BEGIN
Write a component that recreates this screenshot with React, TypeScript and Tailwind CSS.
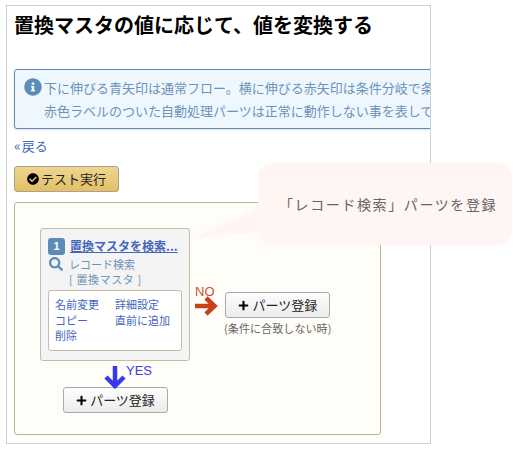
import { FaCheckCircle, FaInfoCircle, FaPlus, FaSearch } from 'react-icons/fa'

function AddButton() {
  return (
    <button className="w-[105px] h-[26px] flex items-center justify-center gap-[3px] rounded-[3px] border border-[#aaaaaa] bg-gradient-to-b from-[#fdfdfd] to-[#ececec] text-[13px] text-[#222222]">
      <FaPlus className="text-[11px] text-black" />
      パーツ登録
    </button>
  )
}

export default function App() {
  return (
    <div className="relative w-[518px] h-[451px] bg-white overflow-hidden font-['Noto_Sans_CJK_JP',sans-serif]">
      <div className="absolute left-[6px] top-[5px] w-[425px] h-[439px] border border-[#cfcfcf] overflow-hidden pl-[7px] pt-[5px]">
        <h1 className="text-[20px] leading-[28px] font-bold text-black whitespace-nowrap">
          置換マスタの値に応じて、値を変換する
        </h1>

        <div className="mt-[30px] w-[500px] h-[60px] rounded-[3px] border border-[#5d8cb8] bg-[#eff7fe] shadow-sm flex pl-[9px] pt-[6px] text-[13px] leading-[23px] text-[#6b93b8] whitespace-nowrap">
          <FaInfoCircle className="text-[#5d8cb8] text-[18px] mt-[2px] mr-[2px] shrink-0" />
          <div>
            <div>下に伸びる青矢印は通常フロー。横に伸びる赤矢印は条件分岐で条件に合致しない時のフローです。</div>
            <div>赤色ラベルのついた自動処理パーツは正常に動作しない事を表しています。</div>
          </div>
        </div>

        <a className="block mt-[6px] text-[13px] leading-[20px] text-[#4466bb]">
          <span className="mr-px text-[14px]">«</span>戻る
        </a>

        <button className="mt-[10px] w-[105px] h-[26px] flex items-center justify-center gap-[2px] rounded-[3px] border border-[#aaa28a] bg-gradient-to-b from-[#efd590] to-[#e3bf66] text-[13px] text-[#222222]">
          <FaCheckCircle className="text-[12px] text-black" />
          テスト実行
        </button>

        <div className="mt-[10px] w-[367px] h-[233px] rounded-[3px] border border-[#bdb38f] bg-[#fffdf8] pl-[25px] pt-[25px]">
          <div className="flex items-start">
            <div className="w-[150px] h-[133px] rounded-[3px] border border-[#c4bca3] bg-[#f4f4f4] pl-[7px] pt-[8px]">
              <div className="flex items-center gap-[5px]">
                <span className="w-[17px] h-[17px] rounded-[3px] bg-[#5d8cb8] text-white text-[11px] font-bold flex items-center justify-center font-['Liberation_Sans',sans-serif]">1</span>
                <a className="text-[12px] leading-[18px] font-bold text-[#4466bb] underline whitespace-nowrap">置換マスタを検索...</a>
              </div>
              <div className="flex mt-[2px] text-[11px] leading-[15px] text-[#6b93b8]">
                <FaSearch className="w-[14px] h-[14px] text-[#5d8cb8] ml-px mr-[6px]" />
                <div>
                  <div>レコード検索</div>
                  <div className="tracking-[0.6px]">[ 置換マスタ ]</div>
                </div>
              </div>
              <div className="mt-[3px] w-[134px] h-[61px] rounded-[3px] border border-[#c4bca3] bg-white pl-[6px] pt-[6px] grid grid-cols-[60px_1fr] auto-rows-[15.5px] text-[11px] leading-[15.5px] text-[#4466bb]">
                <span>名前変更</span>
                <span>詳細設定</span>
                <span>コピー</span>
                <span>直前に追加</span>
                <span>削除</span>
              </div>
            </div>

            <div className="ml-[4px] mt-[55px] relative flex items-start">
              <span className="absolute left-px top-[2px] text-[13px] leading-[14px] text-[#d2502c] font-['Liberation_Sans',sans-serif]">NO</span>
              <svg width="24" height="24" viewBox="0 0 24 24" className="mt-[11px] shrink-0">
                <path d="M1 12H20M12 4L20.5 12L12 20" fill="none" stroke="#c8401a" strokeWidth="4.5" />
              </svg>
              <div className="ml-[6px] mt-[9px] flex flex-col items-center">
                <AddButton />
                <span className="mt-[3px] text-[11px] leading-[14px] tracking-[0.1px] text-[#666666] whitespace-nowrap">(条件に合致しない時)</span>
              </div>
            </div>
          </div>

          <div className="relative w-[105px] ml-[23px]">
            <svg width="22" height="24" viewBox="0 0 22 24" className="absolute left-[41px] top-[4px]">
              <path d="M11 1V21M2 12L11 21L20 12" fill="none" stroke="#3838f0" strokeWidth="4.5" />
            </svg>
            <span className="absolute left-[63px] top-[3px] text-[13px] leading-[14px] text-[#3c3cf0] font-['Liberation_Sans',sans-serif]">YES</span>
            <div className="pt-[26px]">
              <AddButton />
            </div>
          </div>
        </div>
      </div>

      <svg width="72" height="40" viewBox="0 0 72 40" className="absolute left-[188px] top-[203px]">
        <path d="M71 4L5 35L71 29Z" fill="#fff5f3" />
      </svg>
      <div className="absolute left-[258px] top-[163px] w-[254px] h-[82px] rounded-[14px] bg-[#fff5f3] flex items-center pl-[21px] text-[14px] tracking-[1.6px] text-[#666666] whitespace-nowrap">
        「レコード検索」パーツを登録
      </div>
    </div>
  )
}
END
INSTRUCTION — Leave the pictures out and copy the rest of the data exactly.

THE OUTPUT —
Write a component that recreates this screenshot with React, TypeScript and Tailwind CSS.
import { FaCheckCircle, FaInfoCircle, FaPlus, FaSearch } from 'react-icons/fa'

function AddButton() {
  return (
    <button className="w-[105px] h-[26px] flex items-center justify-center gap-[3px] rounded-[3px] border border-[#aaaaaa] bg-gradient-to-b from-[#fdfdfd] to-[#ececec] text-[13px] text-[#222222]">
      <FaPlus className="text-[11px] text-black" />
      パーツ登録
    </button>
  )
}

export default function App() {
  return (
    <div className="relative w-[518px] h-[451px] bg-white overflow-hidden font-['Noto_Sans_CJK_JP',sans-serif]">
      <div className="absolute left-[6px] top-[5px] w-[425px] h-[439px] border border-[#cfcfcf] overflow-hidden pl-[7px] pt-[5px]">
        <h1 className="text-[20px] leading-[28px] font-bold text-black whitespace-nowrap">
          置換マスタの値に応じて、値を変換する
        </h1>

        <div className="mt-[30px] w-[500px] h-[60px] rounded-[3px] border border-[#5d8cb8] bg-[#eff7fe] shadow-sm flex pl-[9px] pt-[6px] text-[13px] leading-[23px] text-[#6b93b8] whitespace-nowrap">
          <FaInfoCircle className="text-[#5d8cb8] text-[18px] mt-[2px] mr-[2px] shrink-0" />
          <div>
            <div>下に伸びる青矢印は通常フロー。横に伸びる赤矢印は条件分岐で条件に合致しない時のフローです。</div>
            <div>赤色ラベルのついた自動処理パーツは正常に動作しない事を表しています。</div>
          </div>
        </div>

        <a className="block mt-[6px] text-[13px] leading-[20px] text-[#4466bb]">
          <span className="mr-px text-[14px]">«</span>戻る
        </a>

        <button className="mt-[10px] w-[105px] h-[26px] flex items-center justify-center gap-[2px] rounded-[3px] border border-[#aaa28a] bg-gradient-to-b from-[#efd590] to-[#e3bf66] text-[13px] text-[#222222]">
          <FaCheckCircle className="text-[12px] text-black" />
          テスト実行
        </button>

        <div className="mt-[10px] w-[367px] h-[233px] rounded-[3px] border border-[#bdb38f] bg-[#fffdf8] pl-[25px] pt-[25px]">
          <div className="flex items-start">
            <div className="w-[150px] h-[133px] rounded-[3px] border border-[#c4bca3] bg-[#f4f4f4] pl-[7px] pt-[8px]">
              <div className="flex items-center gap-[5px]">
                <span className="w-[17px] h-[17px] rounded-[3px] bg-[#5d8cb8] text-white text-[11px] font-bold flex items-center justify-center font-['Liberation_Sans',sans-serif]">1</span>
                <a className="text-[12px] leading-[18px] font-bold text-[#4466bb] underline whitespace-nowrap">置換マスタを検索...</a>
              </div>
              <div className="flex mt-[2px] text-[11px] leading-[15px] text-[#6b93b8]">
                <FaSearch className="w-[14px] h-[14px] text-[#5d8cb8] ml-px mr-[6px]" />
                <div>
                  <div>レコード検索</div>
                  <div className="tracking-[0.6px]">[ 置換マスタ ]</div>
                </div>
              </div>
              <div className="mt-[3px] w-[134px] h-[61px] rounded-[3px] border border-[#c4bca3] bg-white pl-[6px] pt-[6px] grid grid-cols-[60px_1fr] auto-rows-[15.5px] text-[11px] leading-[15.5px] text-[#4466bb]">
                <span>名前変更</span>
                <span>詳細設定</span>
                <span>コピー</span>
                <span>直前に追加</span>
                <span>削除</span>
              </div>
            </div>

            <div className="ml-[4px] mt-[55px] relative flex items-start">
              <span className="absolute left-px top-[2px] text-[13px] leading-[14px] text-[#d2502c] font-['Liberation_Sans',sans-serif]">NO</span>
              <svg width="24" height="24" viewBox="0 0 24 24" className="mt-[11px] shrink-0">
                <path d="M1 12H20M12 4L20.5 12L12 20" fill="none" stroke="#c8401a" strokeWidth="4.5" />
              </svg>
              <div className="ml-[6px] mt-[9px] flex flex-col items-center">
                <AddButton />
                <span className="mt-[3px] text-[11px] leading-[14px] tracking-[0.1px] text-[#666666] whitespace-nowrap">(条件に合致しない時)</span>
              </div>
            </div>
          </div>

          <div className="relative w-[105px] ml-[23px]">
            <svg width="22" height="24" viewBox="0 0 22 24" className="absolute left-[41px] top-[4px]">
              <path d="M11 1V21M2 12L11 21L20 12" fill="none" stroke="#3838f0" strokeWidth="4.5" />
            </svg>
            <span className="absolute left-[63px] top-[3px] text-[13px] leading-[14px] text-[#3c3cf0] font-['Liberation_Sans',sans-serif]">YES</span>
            <div className="pt-[26px]">
              <AddButton />
            </div>
          </div>
        </div>
      </div>

      <svg width="72" height="40" viewBox="0 0 72 40" className="absolute left-[188px] top-[203px]">
        <path d="M71 4L5 35L71 29Z" fill="#fff5f3" />
      </svg>
      <div className="absolute left-[258px] top-[163px] w-[254px] h-[82px] rounded-[14px] bg-[#fff5f3] flex items-center pl-[21px] text-[14px] tracking-[1.6px] text-[#666666] whitespace-nowrap">
        「レコード検索」パーツを登録
      </div>
    </div>
  )
}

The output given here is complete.